Four point five stars.

Superb Author4
I am a great fan of author Philippa Gregory, and she did not disappoint me in VIRGIN EARTH.

I had not realized that this novel is, in fact, a sequel; certainly, the story and the characters stand alone.

Though Gregory began her writing career in the 20th century and continues now, into the 21st, I am convinced that she somehow is living in England, c. 1600, so thoroughly is she steeped in the rhythms of that time.

Her hero here, John Tradescant, is a man of conflicted loyalties, loving England but excited by its American colony of Virginia, serving King Charles I as his gardener but not desiring to be his soldier, passionate about a Native American squaw in the Virginia colony while blessed with a wonderful wife at home in England.

Those were difficult times in which Gregory places this tale, and the great proof of her success as a storyteller is how engaged the reader becomes in her fictional characters, all the while knowing the ultimate outcome the conflict on which it hinges; to wit, Cromwell's Roundhead Revolution.

The part of the novel that deals with the earliest settlement of Virginia is fascinating.
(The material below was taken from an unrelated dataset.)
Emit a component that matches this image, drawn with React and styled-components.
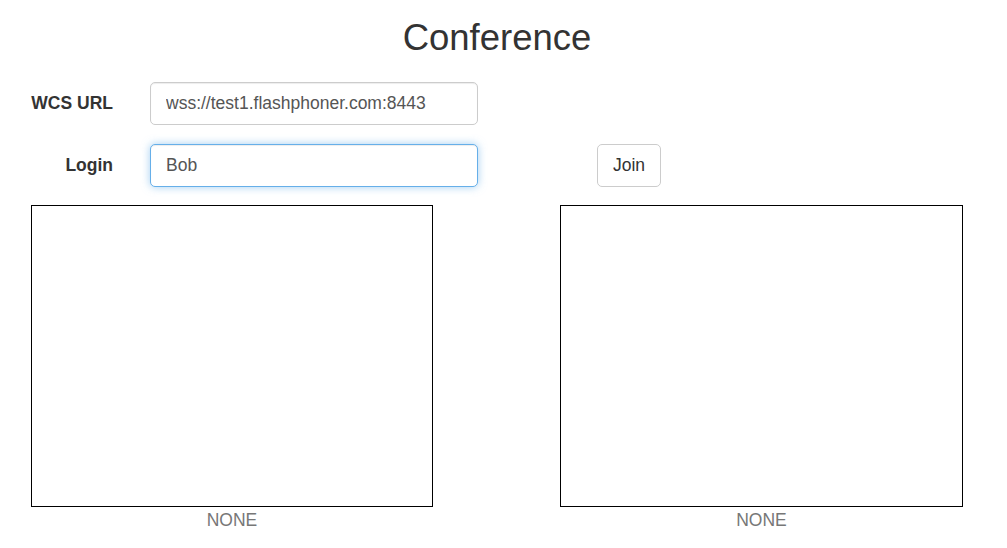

Gregory makes it clear that the United States is a country that was founded on turmoil, strife and cruelty. The suffering she describes, of both slaves and Native Americans, as well as the deathly struggles of the colonists, all are appalling--and these are issues that rarely are examined in full.

Philippa Gregory remains one of the finest authors in the English language. Her fans will be well-pleased by VIRGIN EARTH.